Robert Greene (baptised 11 July 1558, died 3 September 1592) was an English author popular in his day, and now best known for a posthumous pamphlet attributed to him, Greenes, Groats-worth of Witte, bought with a million of Repentance, widely believed to contain an attack on William Shakespeare. He is said to have been born in Norwich. He attended Cambridge, receiving a BA in 1580, and an M.A. in 1583 before moving to London, where he arguably became the first professional author in England. Greene was prolific and published in many genres including romances, plays and autobiography.

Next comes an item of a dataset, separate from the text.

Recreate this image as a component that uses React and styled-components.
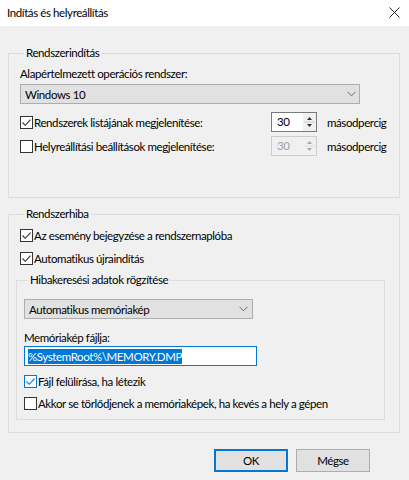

According to Richardson,'The chief problem in compiling a biography of Robert Greene is the name. Robert must have been almost the most popular Elizabethan Christian name and Greene is no unusual surname'. Newcomb states that Robert Greene:

was probably the Robert Greene, son of Robert Greene, baptized on 11 July 1558 at St George's, Tombland, Norwich. Greene later described himself as from Norwich on his title-pages, and the year is appropriate for the Robert Greene who matriculated at St John's College, Cambridge, as a sizar on 26 November 1575. The author's father was probably one of two Robert Greenes found later in parish records: either a saddler who lived modestly in the parish until 1599, or a cordwainer who kept an inn in Norwich from the late 1570s until his death in 1591. The saddler appeals to biographers who attribute the writer's later low-life sympathies to a humble birth; the innkeeper, a more prosperous man possibly related to landowners, interests scholars who note the social ambitions of Greene's early works. However, in his will proved in 1591, the innkeeper did not mention a son Robert, although he may have disinherited that son (as the writer implied in one autobiographical statement).

Both the Norwich cordwainer turned innkeeper and the Norwich saddler left wills, proved in 1591 and 1596 respectively, but neither will mentions a son named Robert.

Greene is thought to have attended the Norwich Grammar School, although this cannot be confirmed as enrolment documents for the relevant years are lost.Corpus Christi College, Cambridge, provided scholarships for students from the Norwich grammar school, and for this reason Greene's matriculation as a sizar at St John's College, Cambridge, has been considered 'strange'. A reason offered for Greene's enrolment at St John's is that some of the gentry of South Yorkshire attended St John's, and among the dedicatees of, or authors of commendatory verses for Greene's books were members of the Darcy, Portington, Lee, Stapleton and Rogers families, all centred at Snaith, Yorkshire; according to Richardson, the Robert Greene from Norwich who was an innkeeper may have been an immigrant from Yorkshire connected to 'a large family of Greenes' who lived in the parish of Snaith, and may actually have left Norwich to reside at Snaith from 1571 to 1577.